Perhaps she’d always been cynical. Kitty’s dream had always been to live with her family in a little white cottage surrounded by pink roses and a white picket fence, to greet her husband at the door at six with a martini in her hand and two charming children clinging to her skirts. If Charlotte had ever dreamed of a little white cottage, the dream had long ago been sacrificed to her career. Along with a few other things, like children. She had no regrets, but she sometimes envied Kitty the neatness of her life. Everything at the right time, in the right order. Smooth sailing all the way. How harmonious (if maybe a bit boring) to have had only one husband instead of four. Even though she’d had plenty of time to get used to it, the number—
four
—still offended her sense of order. She blamed her marital history on her Yankee heritage: her Yankee sense of propriety kept driving her back to the altar, and her Yankee sense of independence kept driving her away.

As the path ascended the hillside it became more shady. Ferns sprang from crevices in the granite slabs. Rustic cedar-log bridges crossed mossy rivulets that cascaded down the hillside. Pitch pines clung to weathered crags, their trunks dwarfed and gnarled like bonsai by the wind. Through the branches she occasionally caught a glimpse of the harbor. She could hear the rumble of engines as the boats came and went. Just as she was beginning to get winded, she saw a path leading off to the first of the shelters, a cedar pavilion built into the face of a huge granite bluff, like the shelter in a Japanese landscape painting. A few minutes later she was sitting in a wooden chair, her chest heaving. She was in good shape for a woman of her age, but she wasn’t used to climbing cliffs. The view was every bit as spectacular as Kitty had led her to believe. The shelter seemed to be suspended in the air above the channel, the sides and roof forming a frame in which the harbor and the town of Bridge Harbor hovered between sea and sky in a nest of green hills. To the west lay the mansion-dotted shoreline that had once made Bridge Harbor the queen of summer resorts. To the east lay the bay, stretching away toward the horizon, its low-lying islands blending into a mass of soft, slate blue. Beyond the bay lay the mouth of the Bay of Fundy, and beyond that, the shores of Spain. She was reminded of the opening lines of a poem by Edna St. Vincent Millay: “All I could see from where I stood/Was three long mountains and a wood/I turned and looked the other way/And saw three islands in a bay.”

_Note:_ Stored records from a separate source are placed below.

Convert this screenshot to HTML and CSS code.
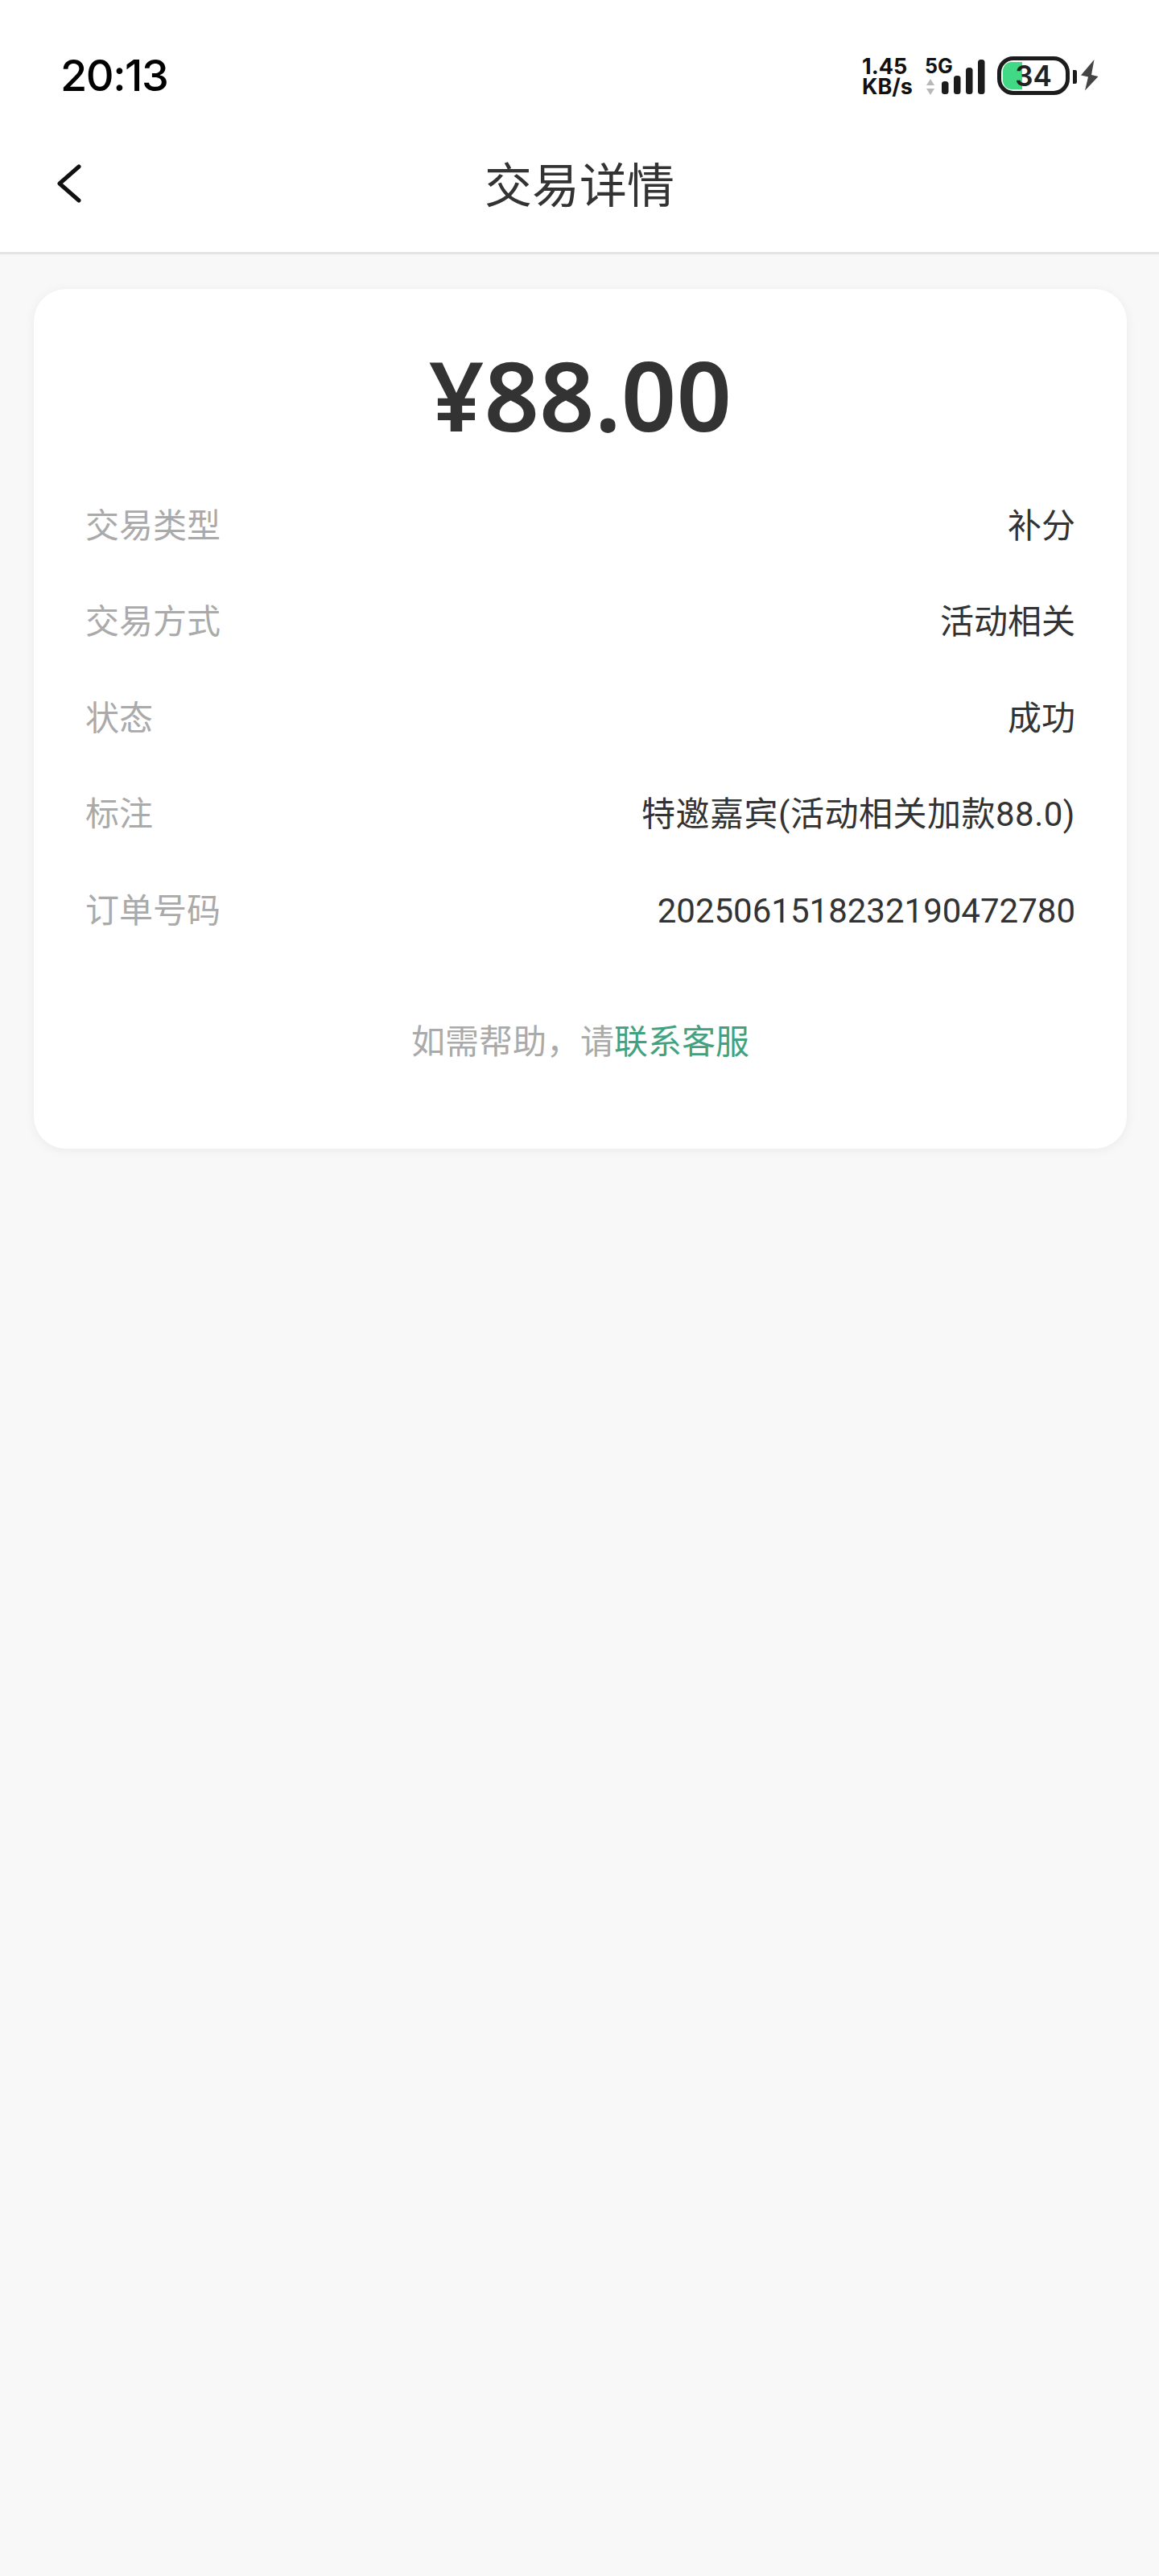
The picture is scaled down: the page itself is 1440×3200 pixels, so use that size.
FILE: index.html
```html
<!DOCTYPE html>
<html lang="zh-CN">
<head>
  <meta charset="UTF-8">
  <title>交易详情</title>
  <link rel="stylesheet" href="styles.css">
</head>
<body>

  <div class="topbar">
    <div class="status">
      <span class="time">20:13</span>
      <div class="status-right">
        <div class="speed">1.45<br>KB/s</div>
        <div class="net">
          <span class="net-label">5G</span>
          <svg class="net-arrows" width="10" height="20" viewBox="0 0 10 20"><path d="M5 0L10 8H0Z M5 20L0 12H10Z" fill="#b8b8b8"/></svg>
        </div>
        <svg class="bars" width="54" height="44" viewBox="0 0 54 44" fill="#1c1c1c">
          <rect x="0" y="27" width="8.5" height="16" rx="3.5"/>
          <rect x="15" y="20" width="8.5" height="23" rx="3.5"/>
          <rect x="30" y="10" width="8.5" height="33" rx="3.5"/>
          <rect x="45" y="0" width="8.5" height="43" rx="3.5"/>
        </svg>
        <div class="battery">
          <div class="battery-fill"></div>
          <span class="battery-num">34</span>
        </div>
        <div class="battery-nub"></div>
        <svg class="bolt" width="22" height="39" viewBox="0 0 22 39"><path d="M16.5 0L0 19.5L9 21.5L5 38.5L21.5 21L13 19Z" fill="#444"/></svg>
      </div>
    </div>

    <div class="navbar">
      <svg class="back" width="30" height="50" viewBox="0 0 30 50"><path d="M27 3L3 24L27 45" fill="none" stroke="#111" stroke-width="5" stroke-linecap="round" stroke-linejoin="round"/></svg>
      <h1 class="title">交易详情</h1>
    </div>
  </div>

  <div class="card">
    <div class="amount">¥88.00</div>

    <div class="row"><span class="label">交易类型</span><span class="value">补分</span></div>
    <div class="row"><span class="label">交易方式</span><span class="value">活动相关</span></div>
    <div class="row"><span class="label">状态</span><span class="value">成功</span></div>
    <div class="row"><span class="label">标注</span><span class="value value-note">特邀嘉宾(活动相关加款88.0)</span></div>
    <div class="row"><span class="label">订单号码</span><span class="value">2025061518232190472780</span></div>

    <p class="help">如需帮助，请<a class="help-link" href="#">联系客服</a></p>
  </div>

</body>
</html>
```

FILE: styles.css
```css
body {
  margin: 0;
  min-height: 3200px;
  background: #f8f8f8;
  font-family: Roboto, "Noto Sans CJK SC", sans-serif;
}

.topbar {
  height: 313px;
  background: #fff;
  border-bottom: 3px solid #e4e4e4;
}

.status {
  height: 156px;
  padding: 0 75px 0 75px;
  display: flex;
  justify-content: space-between;
  align-items: flex-start;
}

.time {
  margin-top: 66px;
  font-family: Inter, sans-serif;
  font-size: 54px;
  line-height: 56px;
  font-weight: 500;
  color: #000;
  letter-spacing: -1.5px;
}

.status-right {
  margin-top: 70px;
  display: flex;
  align-items: flex-start;
}

.speed {
  width: 78px;
  font-family: Inter, sans-serif;
  font-size: 27px;
  line-height: 25px;
  font-weight: 700;
  color: #111;
}

.net {
  width: 21px;
  display: flex;
  flex-direction: column;
}

.net-label {
  font-family: Inter, sans-serif;
  font-size: 25px;
  line-height: 25px;
  font-weight: 700;
  color: #111;
}

.net-arrows {
  margin: 3px 0 0 2px;
}

.bars {
  margin: 4px 0 0 0;
}

.battery {
  position: relative;
  width: 90px;
  height: 48px;
  margin-left: 15px;
  box-sizing: border-box;
  border: 5px solid #1c1c1c;
  border-radius: 20px;
  display: flex;
  align-items: center;
  justify-content: center;
  overflow: hidden;
}

.battery-fill {
  position: absolute;
  left: 2px;
  top: 2px;
  bottom: 2px;
  width: 24px;
  background: #41d984;
  border-radius: 11px 0 0 11px;
}

.battery-num {
  position: relative;
  font-family: Inter, sans-serif;
  font-size: 35px;
  font-weight: 600;
  color: #222;
}

.battery-nub {
  width: 5px;
  height: 17px;
  margin: 17px 0 0 4px;
  background: #1c1c1c;
  border-radius: 0 2px 2px 0;
}

.bolt {
  margin: 4px 0 0 5px;
}

.navbar {
  position: relative;
  height: 157px;
  box-sizing: border-box;
  padding-bottom: 16px;
  display: flex;
  align-items: center;
  justify-content: center;
}

.back {
  position: absolute;
  left: 71px;
  top: 48px;
}

.title {
  margin: 0;
  font-size: 59px;
  font-weight: 400;
  color: #333;
}

.card {
  margin: 43px 40px 0 42px;
  height: 1068px;
  box-sizing: border-box;
  padding: 0 64px;
  background: #fff;
  border-radius: 40px;
  box-shadow: 0 2px 14px rgba(0, 0, 0, 0.06);
}

.amount {
  padding-top: 64px;
  text-align: center;
  font-family: "Noto Sans", sans-serif;
  font-size: 120px;
  line-height: 134px;
  font-weight: 600;
  color: #333;
  margin-bottom: 37px;
}

.row {
  height: 119.5px;
  display: flex;
  justify-content: space-between;
  align-items: center;
  font-size: 42px;
  line-height: 56px;
}

.label {
  color: #aaa;
}

.value {
  color: #333;
}

.value-note {
  letter-spacing: 0.5px;
}

.help {
  margin: 68px 0 0;
  text-align: center;
  font-size: 42px;
  color: #aaa;
}

.help-link {
  color: #42a280;
  text-decoration: none;
}
```
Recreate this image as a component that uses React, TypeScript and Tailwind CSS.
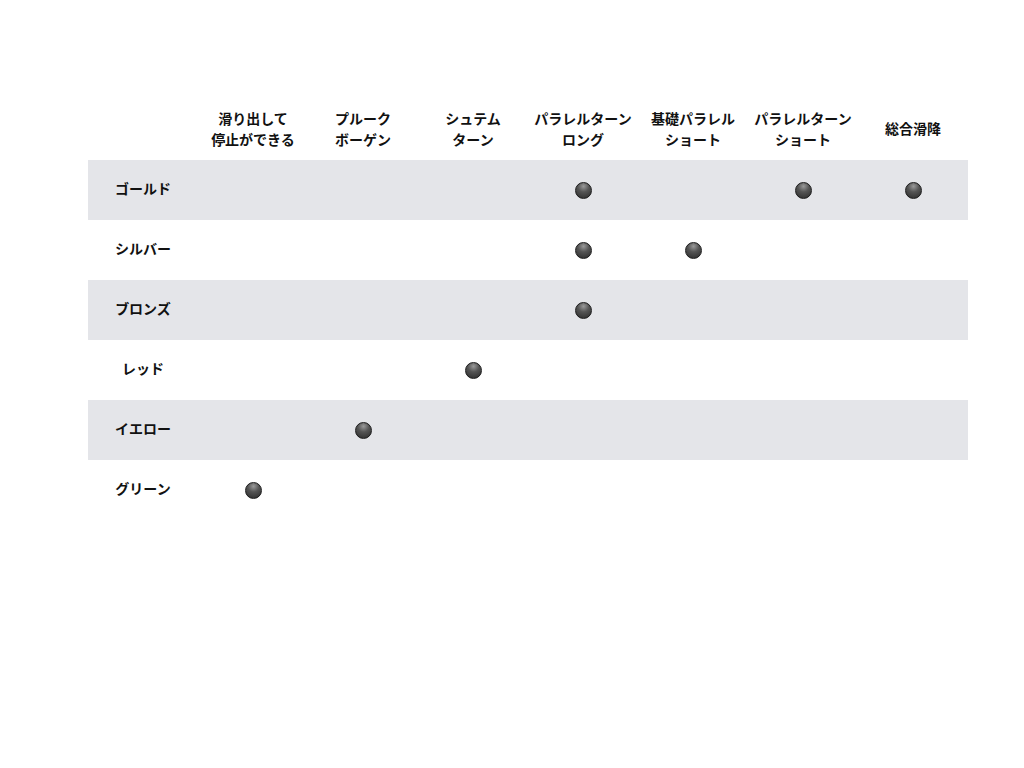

After resting for a moment, she headed back to the main path. Stopping for a moment on a little bridge, she looked out at the streamlet that flowed between the walls of a fissure in a granite outcropping. At the foot of the outcropping, she could see the slipperlike sac of a pink lady-slipper growing under a huckleberry bush. Then she noticed another, and another. They were all over the place. They were now so rare it was unusual to see one, let alone dozens. She loved the sac with its delicate veins and its deep cleft. Stepping off the path for a closer look, she noticed a glint of blond out of the corner of her eye. She caught her breath. Pushing back the undergrowth, she felt her stomach contract. Hidden beneath the boughs of a juniper bush overhanging the streamlet lay the dead body of a golden retriever. The dog’s head rested in a pool of vomit. The soft reddish-gold tendrils of fur were already beginning to dry into a stiff, brown mat. His lips were lined by white froth, and his protruding eyes were ringed by a circle of red. “The poor thing,” she said to herself. Kneeling down, she felt the dog’s stomach, which was already beginning to swell. He’d been dead for only fifteen, maybe twenty minutes, she guessed. Gently, she ran her hands over the body. No wounds. Maybe he had died of some disease, but she doubted it; it looked as if he’d suddenly been taken ill. Maybe he had come to the streamlet for water.